Meg Luce: Four balance points for successful relationships
Keeping your emotional balance means everything from avoiding road rage to calmly discussing finances, as well as having a vulnerable conversation about your sex life with your partner. Important? I think so.
Noted psychologist and sex therapist Dr. David Schnarch had some great ways to describe keeping calm and connected in relationships. Sadly, Dr. Schnarch passed away last year, but his transformative ideas live on. I, for one, regularly use some of his work with my clients and myself.
Dr. Schnarch named some of his powerful and steadying concepts, The Four Points of Balance. The Four Points of Balance offer a ton of guidance about keeping your balance in your relationships. Each point has something to offer, and it is worth wondering which ones you are good at and which could use some attention. Here they are:
First Point of Balance – Solid Flexible Self
A Solid Flexible Self is something to strive for. It means you know who you are; you are clear on what you think and feel. It means that you can hold onto your values and preferences even when your partner wants you to conform to their wishes. And you can be calm and collected while doing so.

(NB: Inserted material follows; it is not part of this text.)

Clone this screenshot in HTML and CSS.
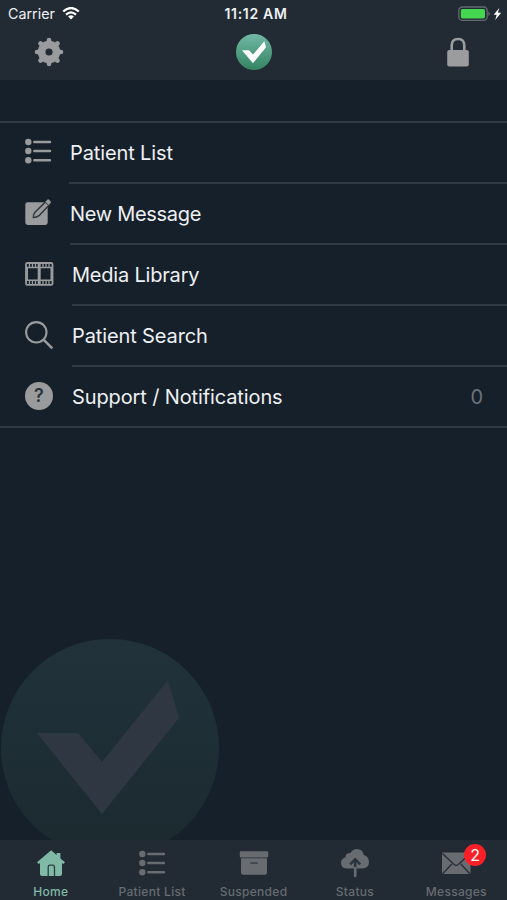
FILE: index.html
```
<!DOCTYPE html>
<html lang="en">
<head>
    <meta charset="utf-8">
    <meta name="viewport" content="width=device-width, initial-scale=1.0">
    <title>Home</title>
    <link rel="stylesheet" href="styles.css">
</head>
<body>

<svg class="defs" width="0" height="0">
    <defs>
        <linearGradient id="green" x1="0" y1="0" x2="0" y2="1">
            <stop offset="0" stop-color="#72b8a5"/>
            <stop offset="1" stop-color="#338462"/>
        </linearGradient>
        <linearGradient id="dark-green" x1="0" y1="0" x2="0" y2="1">
            <stop offset="0" stop-color="#21323b"/>
            <stop offset="1" stop-color="#1b2a2f"/>
        </linearGradient>
        <symbol id="list" viewBox="0 0 28 28">
            <g fill="currentColor">
                <circle cx="4.3" cy="4" r="3.2"/>
                <circle cx="4.3" cy="13" r="3.2"/>
                <circle cx="4.3" cy="22.2" r="3.2"/>
            </g>
            <path d="M10.3 4H26M10.3 13H26M10.3 22.2H26" stroke="currentColor" stroke-width="2.4" stroke-linecap="round"/>
        </symbol>
    </defs>
</svg>

<div class="header">
    <div class="status-bar">
        <div class="carrier">
            <span>Carrier</span>
            <svg width="18" height="13" viewBox="0 0 18 13" fill="none" stroke="#fff">
                <path d="M1.2 4.5Q9-2.4 16.8 4.5" stroke-width="2.3"/>
                <path d="M4 7.6Q9 3.2 14 7.6" stroke-width="2.1"/>
                <path d="M6.1 9.6Q9 7 11.9 9.6L9 12.6Z" fill="#fff" stroke="none"/>
            </svg>
        </div>
        <div class="time">11:12 AM</div>
        <div class="battery">
            <svg width="49" height="16" viewBox="0 0 49 16">
                <rect x=".8" y="1" width="28.4" height="13.4" rx="3.6" fill="none" stroke="#626a70" stroke-width="1.3"/>
                <rect x="2.8" y="3" width="24.2" height="9.4" rx="1.6" fill="#45d74f"/>
                <path d="M30.4 5.5Q32 6.2 32 7.7T30.4 9.9Z" fill="#626a70"/>
                <path d="M41.3 2L35.7 8.8H38.7L37.2 14L43.2 6.8H39.9Z" fill="#fff"/>
            </svg>
        </div>
    </div>
    <div class="nav-bar">
        <svg width="30" height="30" viewBox="-15 -15 30 30">
            <g fill="none" stroke="#999b9c">
                <circle r="7.4" stroke-width="7.6"/>
                <path d="M0-10V-12M0 10V12M-10 0H-12M10 0H12M-7.300-7.300L-8.500-8.500M7.300-7.300L8.500-8.500M-7.300 7.300L-8.500 8.500M7.300 7.300L8.500 8.500" stroke-width="4.600" stroke-linecap="round"/>
            </g>
        </svg>
        <svg width="36" height="36" viewBox="0 0 36 36">
            <circle cx="18" cy="18" r="18" fill="url(#green)"/>
            <path d="M6 16.3H13L17 20.6L28.3 7.3L30 13.3L17 29.3Z" fill="#fff"/>
        </svg>
        <svg width="30" height="30" viewBox="0 0 30 30" fill="#9b9c9e">
            <path d="M8.7 14V8.5Q8.7 2 15 2T21.3 8.5V14" fill="none" stroke="#9b9c9e" stroke-width="2.6"/>
            <rect x="4.2" y="13" width="21.6" height="16.5" rx="2"/>
        </svg>
    </div>
</div>

<div class="content">
    <div class="menu">
        <div class="row row-list">
            <svg class="icon" width="28" height="28"><use href="#list"/></svg>
            <div class="label">Patient List</div>
        </div>
        <div class="row row-message">
            <svg class="icon" width="28" height="28" viewBox="0 0 28 28">
                <rect x="1.3" y="4.3" width="22.4" height="22.7" rx="2.4" fill="#999b9d"/>
                <path d="M21.5 3.9L25 7.2L15 17.7Q12.5 19.6 9.3 19.5Q9 16.5 11 14.2Z" fill="#999b9d" stroke="#30383f" stroke-width="1.5" stroke-linejoin="round"/>
                <path d="M21.4 3.8L23.3 1.7Q24.2 1 25.1 1.8L26.5 3.2Q27.3 4.1 26.6 4.9L24.7 7Z" fill="#999b9d"/>
            </svg>
            <div class="label">New Message</div>
        </div>
        <div class="row row-media">
            <svg class="icon" width="30" height="28" viewBox="0 0 30 28" fill="none" stroke="#999b9d">
                <rect x="2" y="3" width="26.5" height="21.8" rx="1.3" stroke-width="1.8"/>
                <path d="M2 7.5H28.5M2 20.3H28.5" stroke-width="1.4"/>
                <path d="M3.2 7V21M27.3 7V21" stroke-width="1.6"/>
                <path d="M15.2 3V25" stroke-width="3"/>
                <path d="M5.5 3V7.5M8.5 3V7.5M11.5 3V7.5M19 3V7.5M22 3V7.5M25 3V7.5M5.5 20V25M8.5 20V25M11.5 20V25M19 20V25M22 20V25M25 20V25" stroke-width="1.3"/>
            </svg>
            <div class="label">Media Library</div>
        </div>
        <div class="row row-search">
            <svg class="icon" width="30" height="30" viewBox="0 0 30 30" fill="none" stroke="#999b9d">
                <circle cx="12.3" cy="12.3" r="10.2" stroke-width="2.1"/>
                <path d="M19.8 19.8L28.3 28.3" stroke-width="2.6"/>
            </svg>
            <div class="label">Patient Search</div>
        </div>
        <div class="row row-support">
            <div class="help icon">?</div>
            <div class="label">Support / Notifications<span class="count">0</span></div>
        </div>
    </div>
    <svg class="watermark" width="220" height="220" viewBox="0 0 220 220">
        <circle cx="110" cy="110" r="109" fill="url(#dark-green)"/>
        <path d="M37 95H78L102 124L168 42L179 80L102 176Z" fill="#2f3742"/>
    </svg>
</div>

<div class="tab-bar">
    <div class="tab active">
        <svg width="30" height="30" viewBox="0 0 30 30">
            <path d="M15.2 2.3L20.6 7V5H24.4V10.5L29 14.3L27.3 16L26 15V26Q26 28 24 28H6Q4 28 4 26V15L2.7 16L1 14.3Z" fill="#80b9a5"/>
            <path d="M12.2 28V19Q12.2 17.2 14 17.2H16.7Q18.5 17.2 18.5 19V28" fill="none" stroke="#29403f" stroke-width="1.3"/>
        </svg>
        <span>Home</span>
    </div>
    <div class="tab">
        <svg width="28" height="30"><use href="#list" y="1"/></svg>
        <span>Patient List</span>
    </div>
    <div class="tab">
        <svg width="30" height="30" viewBox="0 0 30 30" fill="currentColor">
            <rect x=".8" y="3.2" width="28.4" height="6.4" rx="1"/>
            <path d="M2 10.3H28V24.5Q28 26.8 25.7 26.8H4.3Q2 26.8 2 24.5Z"/>
            <path d="M12 15H18" stroke="#343c44" stroke-width="1.7" stroke-linecap="round"/>
        </svg>
        <span>Suspended</span>
    </div>
    <div class="tab">
        <svg width="30" height="30" viewBox="0 0 30 30" fill="currentColor">
            <path d="M7.5 20.5Q1 20.5 1 15Q1 10.7 5.3 9.5Q5.7 4.8 10.5 5.1Q12.5 1 17 1Q22.7 1 23.8 7Q29 8.8 29 14.1Q29 20.5 22 20.5Z"/>
            <path d="M15.2 21V12" fill="none" stroke="#2a333b" stroke-width="2.6"/>
            <path d="M15.2 28V20" fill="none" stroke="currentColor" stroke-width="2.7" stroke-linecap="round"/>
            <path d="M10.2 16.3L15.2 11.3L20.2 16.3" fill="none" stroke="#2a333b" stroke-width="2.5"/>
        </svg>
        <span>Status</span>
    </div>
    <div class="tab">
        <div class="mail">
            <svg width="30" height="30" viewBox="0 0 30 30">
                <rect x="1" y="4.5" width="28.5" height="21.5" rx="1" fill="currentColor"/>
                <path d="M1.5 5.5L13 16.5Q15.2 18.3 17.4 16.5L29 5.5M1.5 26L10.8 16M29 26L19.8 16" fill="none" stroke="#293139" stroke-width="1.5"/>
            </svg>
            <span class="badge">2</span>
        </div>
        <span>Messages</span>
    </div>
</div>

</body>
</html>
```
FILE: styles.css
```
* {
    box-sizing: border-box;
}
body {
    margin: 0;
    height: 900px;
    display: flex;
    flex-direction: column;
    overflow: hidden;
    background: #16202a;
    color: #eef0f3;
    font-family: Inter, "Liberation Sans", sans-serif;
}
svg {
    display: block;
    flex: none;
}
.defs {
    position: absolute;
}
.header {
    height: 80px;
    flex: none;
    background: #222a34;
}
.status-bar {
    display: grid;
    grid-template-columns: 1fr auto 1fr;
    align-items: center;
    height: 27px;
    padding: 0 0 0 8px;
    font-size: 14.3px;
}
.carrier {
    display: flex;
    align-items: center;
    gap: 7px;
}
.time {
    margin-right: 3px;
    font-size: 14px;
    font-weight: 600;
    letter-spacing: 0.7px;
}
.battery {
    display: flex;
    justify-content: flex-end;
}
.nav-bar {
    display: flex;
    align-items: center;
    justify-content: space-between;
    height: 50px;
    padding: 0 34px;
}
.content {
    flex: 1;
    position: relative;
    overflow: hidden;
    padding-top: 41px;
}
.menu {
    border-top: 2px solid #303a44;
    border-bottom: 2px solid #303a44;
}
.row {
    display: flex;
    align-items: center;
    height: 61px;
    padding-left: 24px;
    color: #999b9d;
}
.row:last-child {
    height: 59px;
}
.icon {
    margin-bottom: 3px;
}
.row-message .icon {
    margin-bottom: 6px;
}
.row-search .icon,
.row-media .icon {
    margin-bottom: 4px;
}
.label {
    flex: 1;
    display: flex;
    align-items: center;
    justify-content: space-between;
    height: 61px;
    margin-left: 18px;
    padding-right: 24px;
    border-bottom: 2px solid #303a44;
    color: #eef0f3;
    font-size: 20px;
    letter-spacing: -0.12px;
}
.row-list .label {
    margin-left: 17px;
    padding-left: 1px;
}
.row-message .label {
    letter-spacing: -0.3px;
}
.row-media .label {
    letter-spacing: -0.2px;
}
.row-support .label {
    height: 59px;
    padding-top: 1px;
    border-bottom: none;
}
.help {
    display: flex;
    align-items: center;
    justify-content: center;
    width: 28px;
    height: 28px;
    margin-bottom: 2px;
    margin-left: 1px;
    margin-right: 1px;
    border-radius: 50%;
    background: #999b9d;
    color: #2b333a;
    font-size: 18px;
    font-weight: 600;
}
.count {
    color: #6b737b;
}
.watermark {
    position: absolute;
    left: 0;
    top: 558px;
}
.tab-bar {
    display: flex;
    height: 60px;
    flex: none;
    background: #222a34;
}
.tab {
    flex: 1;
    display: flex;
    flex-direction: column;
    align-items: center;
    padding-top: 8px;
    color: #686c71;
    font-size: 12px;
    font-weight: 500;
    letter-spacing: 0.3px;
    line-height: 15px;
}
.tab > span {
    margin-top: 6px;
}
.active {
    color: #80b9a5;
}
.mail {
    position: relative;
}
.badge {
    position: absolute;
    left: 23px;
    top: -4px;
    width: 22px;
    height: 22px;
    border-radius: 50%;
    background: #fb2028;
    color: #fff;
    font-size: 16px;
    font-weight: 400;
    line-height: 22px;
    text-align: center;
}
```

The “flexible” part of the Solid Flexible Self means you are open to your partner’s influence. Rather than rigidly adhering to your position, if otherwise convinced, you can change your mind. The Solid Flexible Self will guide you in balancing “the you,” “the me,” and “the we” of being in a relationship.
Think about the many scenarios where having a Solid Sense of Self is essential. Speaking up for what you’re okay with and hearing out your partner is important, from choosing a vacation spot to dividing the housework and deciding what activities occur in the bedroom. A Solid Flexible Self will guide you in knowing what is okay for you and where you can stretch.

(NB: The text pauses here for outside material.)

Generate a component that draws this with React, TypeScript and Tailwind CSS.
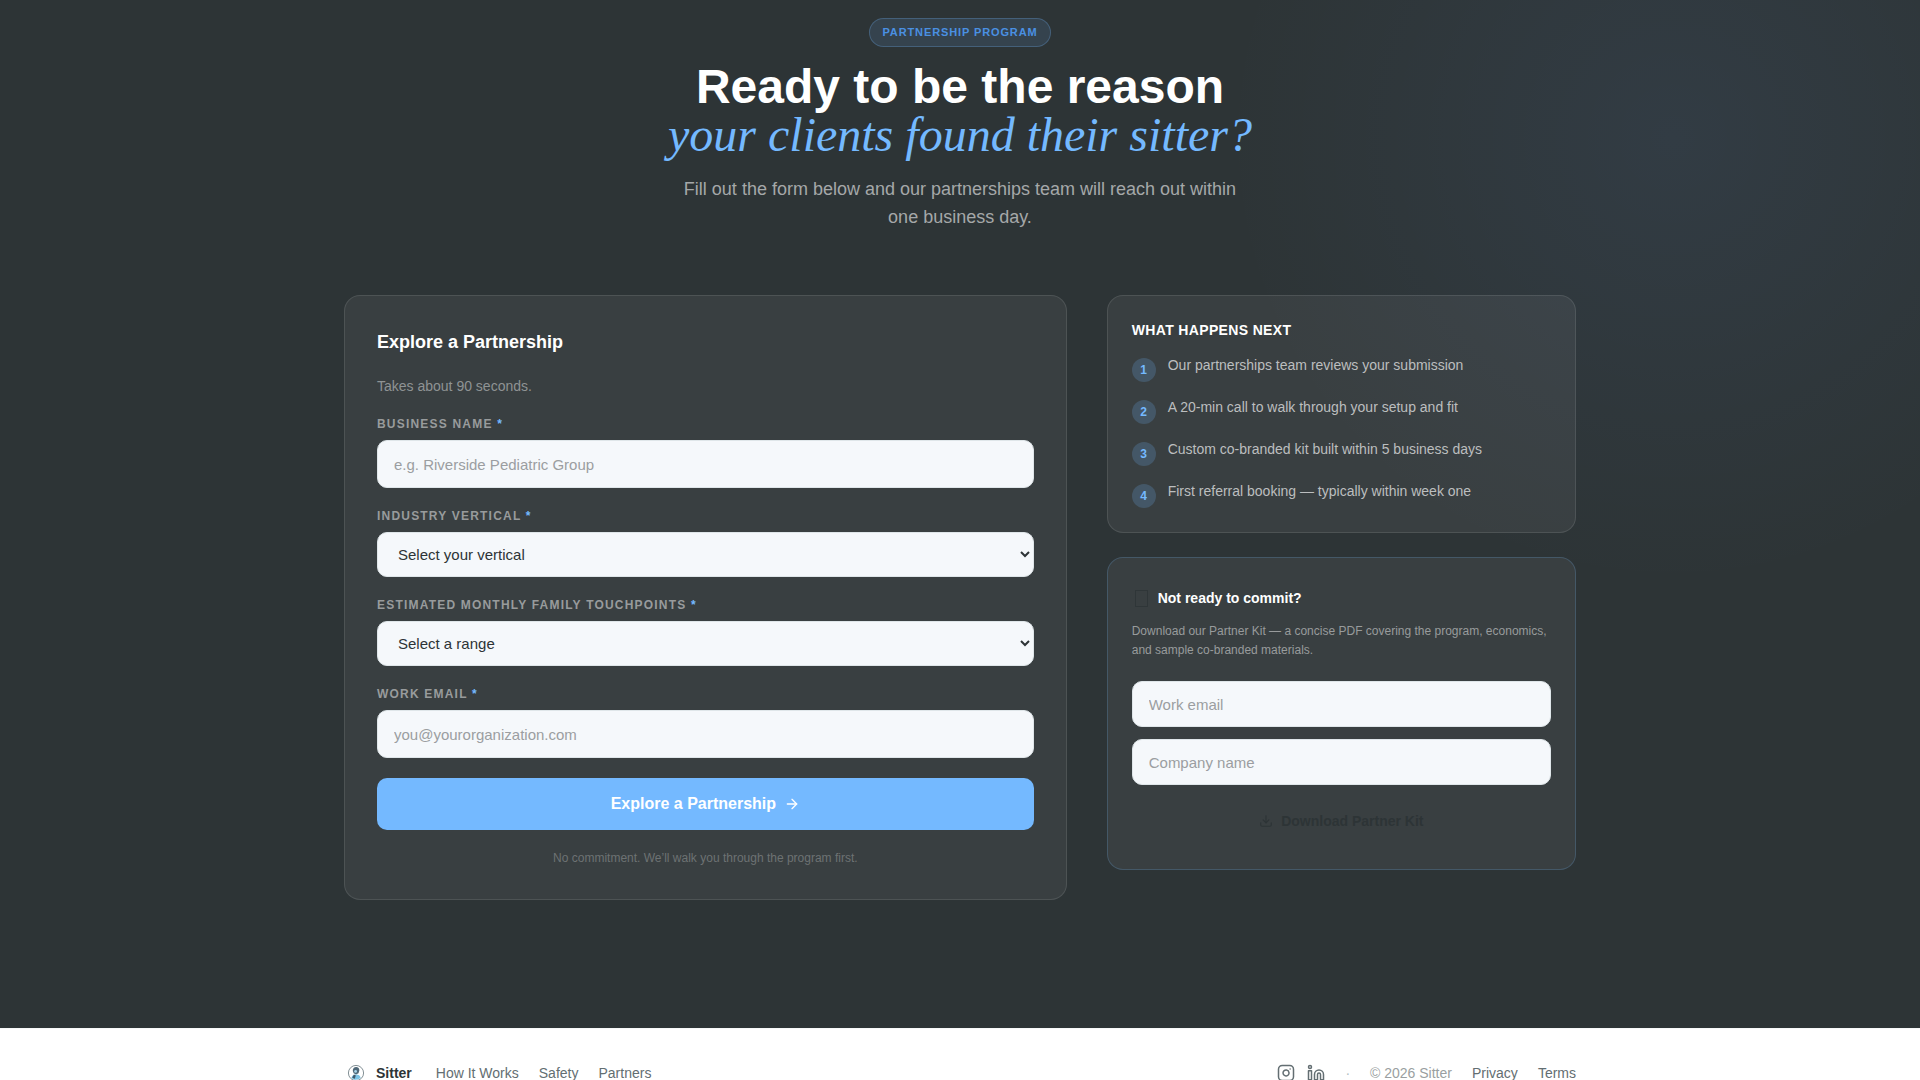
import React from "react";
import { ArrowRight, Download, Instagram, Linkedin } from "lucide-react";

const fieldBase =
  "block w-full rounded-[10px] border border-[#dfe6e9] bg-[#f5f8fb] text-[15px] text-[#2d3436] placeholder:text-[#9b9ea1] outline-none";

function Field({ id, label, children }: { id: string; label: string; children: React.ReactNode }) {
  return (
    <div>
      <label
        htmlFor={id}
        className="mb-2 block text-xs leading-4 font-bold tracking-widest text-[#989b9c] uppercase"
      >
        {label} <span className="text-[#74b9ff]">*</span>
      </label>
      {children}
    </div>
  );
}

const steps = [
  "Our partnerships team reviews your submission",
  "A 20-min call to walk through your setup and fit",
  "Custom co-branded kit built within 5 business days",
  "First referral booking — typically within week one",
];

function Logo() {
  return (
    <svg viewBox="0 0 24 24" className="size-6" aria-hidden="true">
      <circle cx="12" cy="12" r="7.6" fill="#fff" stroke="#76848a" strokeWidth="0.9" />
      <path d="M7.4 17c.4-2.4 1.8-3.6 4.4-3.6 2.8 0 4.500 1.200 4.900 3.400-2.400 2.500-6.700 2.600-9.300.2z" fill="#7cc4e6" />
      <path d="M8.800 10c-.2-2.600 1.400-4 3.300-4 2.100 0 3.500 1.400 3.200 3.800l-.8 2.400-2.500 1.200-2.300-1.200z" fill="#4f6878" />
      <circle cx="11.600" cy="10.400" r="1.400" fill="#a9d6ea" />
      <path d="M8.200 16.800l1.700-3.200 1.900 1-1 3.200z" fill="#41596a" />
    </svg>
  );
}

export default function App() {
  return (
    <div className="overflow-hidden bg-white font-['Liberation_Sans',Arial,sans-serif] text-[#2d3436]">
      <main className="relative overflow-hidden bg-[#2d3436] px-6 pt-[18px] pb-32">
        <div className="pointer-events-none absolute -top-[462px] -right-[353px] size-[1200px] rounded-full bg-[radial-gradient(circle_closest-side,rgba(116,165,255,0.07)_0%,transparent_75%)]" />
        <div className="relative mx-auto max-w-[1232px]">
          <header className="mx-auto mb-16 flex max-w-[600px] flex-col items-center text-center">
            <span className="rounded-full border border-[#74b9ff]/25 bg-[#74b9ff]/12 px-3 py-[5px] text-[11px] leading-[17px] font-bold tracking-[0.08em] text-[#4a90e2] uppercase">
              Partnership Program
            </span>
            <h1 className="mt-4 text-5xl leading-[48px] font-bold whitespace-nowrap text-white">
              Ready to be the reason
              <br />
              <em className="font-['Liberation_Serif',serif] font-normal text-[#74b9ff] italic">
                your clients found their sitter?
              </em>
            </h1>
            <p className="mt-4 max-w-[560px] text-lg leading-7 text-[#a5a8a9]">
              Fill out the form below and our partnerships team will reach out within one business day.
            </p>
          </header>

          <div className="grid grid-cols-1 items-start gap-10 lg:grid-cols-[1.54fr_1fr]">
            <form className="rounded-2xl border border-white/10 bg-white/6 p-8">
              <h2 className="text-lg leading-7 font-bold text-white">Explore a Partnership</h2>
              <p className="my-5 text-sm leading-5 text-[#8f9394]">Takes about 90 seconds.</p>
              <div className="flex flex-col gap-5">
                <Field id="business" label="Business Name">
                  <input id="business" type="text" placeholder="e.g. Riverside Pediatric Group" className={`${fieldBase} h-12 px-4`} />
                </Field>
                <Field id="vertical" label="Industry Vertical">
                  <select id="vertical" className={`${fieldBase} h-[45px] px-4`}>
                    <option>Select your vertical</option>
                  </select>
                </Field>
                <Field id="range" label="Estimated Monthly Family Touchpoints">
                  <select id="range" className={`${fieldBase} h-[45px] px-4`}>
                    <option>Select a range</option>
                  </select>
                </Field>
                <Field id="email" label="Work Email">
                  <input id="email" type="email" placeholder="you@yourorganization.com" className={`${fieldBase} h-12 px-4`} />
                </Field>
                <button
                  type="submit"
                  className="flex h-13 w-full items-center justify-center gap-2 rounded-[10px] bg-[#74b9ff] text-base font-bold text-white"
                >
                  Explore a Partnership
                  <ArrowRight size={16} strokeWidth={2} />
                </button>
              </div>
              <p className="mt-5 text-center text-xs leading-[17px] text-[#6d7273]">
                No commitment. We’ll walk you through the program first.
              </p>
            </form>

            <aside className="flex flex-col gap-6">
              <section className="rounded-2xl border border-white/10 bg-white/6 p-6">
                <h2 className="text-sm leading-5 font-bold tracking-wide text-white uppercase">What Happens Next</h2>
                <ol className="mt-3.5 flex flex-col gap-3.5">
                  {steps.map((step, i) => (
                    <li key={step} className="flex items-start gap-3 text-sm leading-[22px] text-[#bcbebf]">
                      <span className="mt-1 flex size-6 shrink-0 items-center justify-center rounded-full bg-[#74b9ff]/20 text-xs font-bold text-[#74b9ff]">
                        {i + 1}
                      </span>
                      {step}
                    </li>
                  ))}
                </ol>
              </section>

              <form className="rounded-2xl border border-[#74b9ff]/20 bg-white/6 px-6 pt-7 pb-6">
                <div className="flex items-center gap-2.5">
                  <span className="ml-[3px] h-[17px] w-[13px] border border-[#2f3638]" aria-hidden="true" />
                  <h2 className="text-sm leading-6 font-bold text-white">Not ready to commit?</h2>
                </div>
                <p className="mt-3 mb-[21px] text-xs leading-[19px] text-[#989b9c]">
                  Download our Partner Kit — a concise PDF covering the program, economics, and sample co-branded
                  materials.
                </p>
                <div className="flex flex-col gap-3">
                  <input type="email" aria-label="Work email" placeholder="Work email" className={`${fieldBase} h-[46px] px-4`} />
                  <input type="text" aria-label="Company name" placeholder="Company name" className={`${fieldBase} h-[46px] px-4`} />
                  <button
                    type="submit"
                    className="flex h-12 w-full items-center justify-center gap-2 rounded-[10px] text-sm font-bold text-[#2d3436]"
                  >
                    <Download size={14} strokeWidth={2} />
                    Download Partner Kit
                  </button>
                </div>
              </form>
            </aside>
          </div>
        </div>
      </main>

      <footer className="border-t border-[#f7f9fa] bg-white px-6 py-8">
        <div className="mx-auto flex max-w-[1232px] items-center justify-between text-sm leading-6 text-[#636e72]">
          <nav className="flex items-center gap-5">
            <a href="#" className="mr-1 flex items-center gap-2 font-bold text-[#2d3436]">
              <Logo />
              Sitter
            </a>
            <a href="#">How It Works</a>
            <a href="#">Safety</a>
            <a href="#">Partners</a>
          </nav>
          <div className="flex items-center gap-5">
            <div className="flex items-center gap-3">
              <a href="#" aria-label="Instagram">
                <Instagram size={18} />
              </a>
              <a href="#" aria-label="LinkedIn">
                <Linkedin size={18} />
              </a>
            </div>
            <span className="text-[#b2bec3]">·</span>
            <span className="text-[#9a9fa1]">© 2026 Sitter</span>
            <a href="#">Privacy</a>
            <a href="#">Terms</a>
          </div>
        </div>
      </footer>
    </div>
  );
}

Second Point of Balance – Quiet Mind-Calm Heart
Quiet Mind-Calm Heart refers to the ability to calm your own anxieties. This doesn’t mean that you never go to your significant other for support with calming down. But being able to sometimes soothe yourself takes the pressure off of your partner to have to do it for you.
Having a good repertoire for Quiet Mind-Calm Heart is worth cultivating. Some people calm themselves with physical activities such as working out, running, or bicycling. Other people like meditative exercises such as yoga, Qigong, or mindfulness practice. There is an infinite number of ways to calm your anxieties. Whether it’s saying the Rosary, reading Tarot Cards, or listening to music, it’s worth the investment to figure out what works for you. There is a real sense of freedom if you can calm yourself, especially without having to pick up a beer or a bag of chips.
Third Point of Balance – Grounded Responding
Grounded Responding is when you can listen to another person calmly without becoming reactive, hostile, or shutting down. With Grounded Responding, you can steady yourself and give modulated responses while expressing yourself.
Grounded Responding comes in handy around the dinner table with your relatives with whom you strongly disagree. It is also convenient with your spouse while hearing out their complaints about your driving (ooh, tough one), your housekeeping, or politics.
Fourth Point of Balance – Meaningful Endurance
Schnarch says Meaningful Endurance is being able to “tolerate discomfort for the sake of growth.” Amen to that. Meaningful Endurance is the basis of self-mastery in all of our life accomplishments. It is a foundational aspect of successful relationships. How else can we hang in there with each other during the tough times?
Check your Four Points of Balance to thrive as a person and as a relational partner. Which one will you work on today?